Проезжая через парковку, я только раз оборачиваюсь на двери клиники. И в сердце колет какая-то досада. На пороге никого нет. А я все же в глубине души ждала, что Андрей пойдет за мной. Потребует объяснений. Но…

Мама помогает мне забраться в машину и, уложив коляску, занимает место водителя.

— Не пожалеешь? — спрашивает настороженно.

— Мам, ты так говоришь, как будто я совершаю что-то ужасное, — устало откидываюсь на спинку сиденья, прикрываю глаза. — Не забудь, нам еще Палычу предстоит как-то сообщить новость о том, что я не буду участвовать в турнире.

Мама тяжело вздыхает, заводит мотор. Мы выезжаем с парковки, и, уже когда поворачиваем с прилегающей дороги на главную, она вдруг резко бьет по тормозам, я озадаченно открываю глаза.

— Что случилось? — спрашиваю.

— Там Андрей, — кивает назад.

Я оглядываюсь. Смотрю на растерянного парня, осматривающего парковку.

— Поехали, — командую и, вытащив телефон, набираю его номер.

Но мой вызов перебивает входящий, тут же поднимаю трубку.

— Ты где? — голос парня хриплый, низкий.

— Андрей, мы домой уехали. Ты только не злись. Я тебе позже наберу. Хочу все услышанное осмыслить в тишине. Хорошо?

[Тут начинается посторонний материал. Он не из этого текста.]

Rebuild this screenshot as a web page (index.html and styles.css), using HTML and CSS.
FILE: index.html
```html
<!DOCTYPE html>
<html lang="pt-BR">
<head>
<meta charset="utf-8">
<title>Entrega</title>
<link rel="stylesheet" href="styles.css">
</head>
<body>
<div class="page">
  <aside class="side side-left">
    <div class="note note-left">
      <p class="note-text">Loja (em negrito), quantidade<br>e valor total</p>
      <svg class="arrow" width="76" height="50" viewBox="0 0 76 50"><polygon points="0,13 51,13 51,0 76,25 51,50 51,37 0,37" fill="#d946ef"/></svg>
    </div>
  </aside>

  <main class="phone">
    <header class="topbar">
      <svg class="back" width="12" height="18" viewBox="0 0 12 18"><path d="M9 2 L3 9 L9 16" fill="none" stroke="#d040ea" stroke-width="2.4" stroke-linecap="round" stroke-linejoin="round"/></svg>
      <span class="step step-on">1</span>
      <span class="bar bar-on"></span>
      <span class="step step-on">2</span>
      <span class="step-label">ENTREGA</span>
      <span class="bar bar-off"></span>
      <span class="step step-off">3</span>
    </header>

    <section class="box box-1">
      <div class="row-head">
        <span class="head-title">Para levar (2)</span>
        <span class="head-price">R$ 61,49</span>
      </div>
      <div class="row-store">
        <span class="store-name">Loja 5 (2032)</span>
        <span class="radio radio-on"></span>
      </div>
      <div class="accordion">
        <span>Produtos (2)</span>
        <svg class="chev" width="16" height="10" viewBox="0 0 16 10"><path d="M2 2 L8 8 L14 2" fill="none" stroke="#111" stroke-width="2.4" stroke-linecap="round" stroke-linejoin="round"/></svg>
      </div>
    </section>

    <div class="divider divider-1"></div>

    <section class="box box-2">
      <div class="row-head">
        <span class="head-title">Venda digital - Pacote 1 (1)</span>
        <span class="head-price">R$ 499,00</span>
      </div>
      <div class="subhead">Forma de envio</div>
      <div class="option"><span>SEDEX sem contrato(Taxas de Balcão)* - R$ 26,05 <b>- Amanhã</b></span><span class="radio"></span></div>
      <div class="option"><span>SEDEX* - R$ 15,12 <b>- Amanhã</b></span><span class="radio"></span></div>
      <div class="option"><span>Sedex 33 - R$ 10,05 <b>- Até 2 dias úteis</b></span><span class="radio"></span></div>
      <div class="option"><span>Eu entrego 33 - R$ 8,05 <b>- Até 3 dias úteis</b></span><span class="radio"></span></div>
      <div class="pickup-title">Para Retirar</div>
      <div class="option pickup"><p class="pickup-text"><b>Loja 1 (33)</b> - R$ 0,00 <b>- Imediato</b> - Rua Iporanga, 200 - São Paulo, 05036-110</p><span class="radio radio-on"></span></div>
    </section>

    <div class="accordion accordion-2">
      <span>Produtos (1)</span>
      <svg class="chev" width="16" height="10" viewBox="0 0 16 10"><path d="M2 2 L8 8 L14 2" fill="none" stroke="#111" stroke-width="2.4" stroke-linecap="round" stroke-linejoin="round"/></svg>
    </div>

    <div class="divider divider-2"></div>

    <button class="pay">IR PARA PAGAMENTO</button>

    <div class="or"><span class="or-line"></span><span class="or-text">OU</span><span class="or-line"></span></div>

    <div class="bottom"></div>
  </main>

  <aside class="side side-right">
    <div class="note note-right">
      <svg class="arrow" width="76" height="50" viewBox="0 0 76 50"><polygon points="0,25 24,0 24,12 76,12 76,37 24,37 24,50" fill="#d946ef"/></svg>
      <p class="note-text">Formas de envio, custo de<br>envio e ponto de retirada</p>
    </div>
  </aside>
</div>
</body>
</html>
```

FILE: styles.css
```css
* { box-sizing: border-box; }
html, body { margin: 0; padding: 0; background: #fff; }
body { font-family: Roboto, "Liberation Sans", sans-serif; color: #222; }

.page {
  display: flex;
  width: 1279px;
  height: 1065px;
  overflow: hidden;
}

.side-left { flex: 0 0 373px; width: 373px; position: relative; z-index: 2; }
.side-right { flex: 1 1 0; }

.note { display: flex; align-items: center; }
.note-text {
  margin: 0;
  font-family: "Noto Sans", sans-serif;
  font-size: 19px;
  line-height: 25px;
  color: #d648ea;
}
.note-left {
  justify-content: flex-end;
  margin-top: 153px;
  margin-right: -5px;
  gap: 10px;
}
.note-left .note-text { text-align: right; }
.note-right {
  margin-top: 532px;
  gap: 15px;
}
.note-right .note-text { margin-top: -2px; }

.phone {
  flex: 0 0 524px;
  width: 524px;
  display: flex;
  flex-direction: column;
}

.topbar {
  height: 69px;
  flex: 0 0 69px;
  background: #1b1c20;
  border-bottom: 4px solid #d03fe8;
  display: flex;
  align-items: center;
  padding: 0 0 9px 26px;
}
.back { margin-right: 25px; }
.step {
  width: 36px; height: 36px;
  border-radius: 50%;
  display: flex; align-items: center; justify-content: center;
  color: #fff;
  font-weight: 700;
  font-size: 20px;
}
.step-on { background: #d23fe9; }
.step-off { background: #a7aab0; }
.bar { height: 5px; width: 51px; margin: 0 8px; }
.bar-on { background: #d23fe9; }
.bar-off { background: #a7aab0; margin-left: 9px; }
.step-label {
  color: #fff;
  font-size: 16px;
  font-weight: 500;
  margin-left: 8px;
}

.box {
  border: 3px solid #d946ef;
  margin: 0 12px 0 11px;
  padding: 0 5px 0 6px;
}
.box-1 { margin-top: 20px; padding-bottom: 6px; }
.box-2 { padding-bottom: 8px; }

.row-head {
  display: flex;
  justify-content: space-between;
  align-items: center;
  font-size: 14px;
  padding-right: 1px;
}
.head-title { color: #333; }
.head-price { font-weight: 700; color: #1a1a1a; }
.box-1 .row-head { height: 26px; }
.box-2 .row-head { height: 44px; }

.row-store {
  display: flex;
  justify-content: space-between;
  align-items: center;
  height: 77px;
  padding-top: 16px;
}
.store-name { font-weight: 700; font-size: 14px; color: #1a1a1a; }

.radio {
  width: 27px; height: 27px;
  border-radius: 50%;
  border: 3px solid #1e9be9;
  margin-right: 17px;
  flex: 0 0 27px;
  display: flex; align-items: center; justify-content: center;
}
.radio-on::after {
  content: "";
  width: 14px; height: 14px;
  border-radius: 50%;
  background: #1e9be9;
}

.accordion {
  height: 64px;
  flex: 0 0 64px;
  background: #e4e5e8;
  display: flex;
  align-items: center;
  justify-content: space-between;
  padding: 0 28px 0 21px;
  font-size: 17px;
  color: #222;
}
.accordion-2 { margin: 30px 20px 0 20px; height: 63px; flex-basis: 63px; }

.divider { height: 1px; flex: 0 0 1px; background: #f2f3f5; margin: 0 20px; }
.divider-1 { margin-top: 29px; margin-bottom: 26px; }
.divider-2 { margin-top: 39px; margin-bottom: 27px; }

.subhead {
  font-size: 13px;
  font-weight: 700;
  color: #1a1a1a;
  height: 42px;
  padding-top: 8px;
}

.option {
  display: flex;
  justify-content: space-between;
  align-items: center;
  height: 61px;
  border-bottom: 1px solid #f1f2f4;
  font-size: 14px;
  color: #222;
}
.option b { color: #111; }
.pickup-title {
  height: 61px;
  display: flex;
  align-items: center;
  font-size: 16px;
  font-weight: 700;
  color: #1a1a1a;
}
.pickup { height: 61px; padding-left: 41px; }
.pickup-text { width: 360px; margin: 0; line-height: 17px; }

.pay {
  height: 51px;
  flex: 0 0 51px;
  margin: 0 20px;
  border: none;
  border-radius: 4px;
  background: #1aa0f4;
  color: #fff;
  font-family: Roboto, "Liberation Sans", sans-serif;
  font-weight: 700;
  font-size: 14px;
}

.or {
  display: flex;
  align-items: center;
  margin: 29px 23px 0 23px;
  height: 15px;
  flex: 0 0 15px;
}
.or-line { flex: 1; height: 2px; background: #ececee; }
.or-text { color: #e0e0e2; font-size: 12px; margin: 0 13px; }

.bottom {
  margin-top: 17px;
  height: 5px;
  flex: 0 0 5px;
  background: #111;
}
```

В трубке слышу мерное молчание.

— Я к тебе заеду вечером. С Русланом не общайся. И маме скажи, чтобы в сторону Юлианны ничего не предпринимала. Я сам со всем разберусь, — сухо отдает распоряжения, прямо как начальник.

— Будет сделано, босс, — грустно улыбаюсь, отключаю вызов.

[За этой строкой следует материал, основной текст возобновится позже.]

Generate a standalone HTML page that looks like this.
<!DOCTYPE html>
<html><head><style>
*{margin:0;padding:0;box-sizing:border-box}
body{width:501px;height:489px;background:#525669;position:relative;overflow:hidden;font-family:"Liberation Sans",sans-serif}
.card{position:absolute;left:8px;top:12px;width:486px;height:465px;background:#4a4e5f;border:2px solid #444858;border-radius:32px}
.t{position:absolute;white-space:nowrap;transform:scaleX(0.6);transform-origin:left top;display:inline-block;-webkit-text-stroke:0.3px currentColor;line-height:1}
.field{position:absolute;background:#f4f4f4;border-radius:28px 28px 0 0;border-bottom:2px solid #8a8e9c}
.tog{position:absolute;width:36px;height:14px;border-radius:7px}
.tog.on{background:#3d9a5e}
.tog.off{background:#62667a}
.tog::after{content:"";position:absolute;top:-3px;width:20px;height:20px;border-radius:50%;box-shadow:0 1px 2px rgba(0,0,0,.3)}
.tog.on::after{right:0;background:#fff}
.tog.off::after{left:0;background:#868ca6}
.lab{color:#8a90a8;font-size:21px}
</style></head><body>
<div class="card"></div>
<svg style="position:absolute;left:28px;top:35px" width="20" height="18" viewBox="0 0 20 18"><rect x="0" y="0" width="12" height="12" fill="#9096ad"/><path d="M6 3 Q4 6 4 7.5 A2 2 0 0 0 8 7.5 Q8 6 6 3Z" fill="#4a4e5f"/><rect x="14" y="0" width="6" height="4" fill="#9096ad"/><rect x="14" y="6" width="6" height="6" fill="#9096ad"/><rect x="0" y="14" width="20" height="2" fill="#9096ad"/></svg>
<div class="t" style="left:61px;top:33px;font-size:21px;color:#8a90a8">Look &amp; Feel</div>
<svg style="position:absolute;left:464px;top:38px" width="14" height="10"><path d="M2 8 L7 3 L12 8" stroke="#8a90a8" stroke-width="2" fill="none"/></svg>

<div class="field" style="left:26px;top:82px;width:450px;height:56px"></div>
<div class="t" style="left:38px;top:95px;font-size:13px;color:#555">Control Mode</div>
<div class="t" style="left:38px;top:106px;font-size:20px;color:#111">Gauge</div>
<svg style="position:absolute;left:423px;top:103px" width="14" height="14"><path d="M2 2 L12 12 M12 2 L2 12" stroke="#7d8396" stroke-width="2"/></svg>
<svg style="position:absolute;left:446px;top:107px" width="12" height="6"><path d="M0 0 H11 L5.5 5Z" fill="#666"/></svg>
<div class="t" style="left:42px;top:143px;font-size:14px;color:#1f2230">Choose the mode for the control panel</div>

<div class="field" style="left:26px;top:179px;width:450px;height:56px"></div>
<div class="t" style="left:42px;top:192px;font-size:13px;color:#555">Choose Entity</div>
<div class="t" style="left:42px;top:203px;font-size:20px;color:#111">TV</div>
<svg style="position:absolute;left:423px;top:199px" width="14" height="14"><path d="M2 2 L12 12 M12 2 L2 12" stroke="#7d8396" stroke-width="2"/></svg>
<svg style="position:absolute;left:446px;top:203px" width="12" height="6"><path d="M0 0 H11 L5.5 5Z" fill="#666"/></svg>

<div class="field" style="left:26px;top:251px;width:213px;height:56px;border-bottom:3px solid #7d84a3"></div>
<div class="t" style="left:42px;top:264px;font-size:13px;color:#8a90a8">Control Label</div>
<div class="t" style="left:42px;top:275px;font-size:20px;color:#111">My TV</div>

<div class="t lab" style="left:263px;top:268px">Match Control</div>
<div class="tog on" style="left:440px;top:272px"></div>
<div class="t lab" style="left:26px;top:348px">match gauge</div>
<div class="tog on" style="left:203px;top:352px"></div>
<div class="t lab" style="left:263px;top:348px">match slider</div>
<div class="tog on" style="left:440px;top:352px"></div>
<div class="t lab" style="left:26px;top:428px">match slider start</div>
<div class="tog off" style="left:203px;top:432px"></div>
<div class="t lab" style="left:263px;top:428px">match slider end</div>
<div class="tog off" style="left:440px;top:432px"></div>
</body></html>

— Что сказал? Не обиделся? Может, нужно вернуться?

Мама растерянно смотрит в зеркало заднего вида.

— Поехали. И давай без паники. Лучше накорми меня, я такая голодная! — щурясь, сжимаю зубы.

Есть я, конечно, не хочу, аппетит напрочь отсутствует, но надеюсь, хоть таким способом смогу отвлечь родительницу.

— Правда? — подозрительно спрашивает.

— Угу, я со вчерашнего дня, ничего не ела. Совсем совсем, — делаю кислую мину. — Накормишь?

— При условии, что ты мне все расскажешь, — выставляет свои требования мама.

— Шантажистка, — шутливо кидаю ей.

Она злобно смеется и выворачивает руль на главную дорогу, выезжая в появившуюся между машинами прореху.

— Все, мам, не отвлекайся, — прошу ее, а сама погружаюсь в себя.

Мыслей в голове столько, что за пять минут ничего не решишь. Здесь нужно принимать только взвешенные решения, над которыми как раз есть время и задуматься.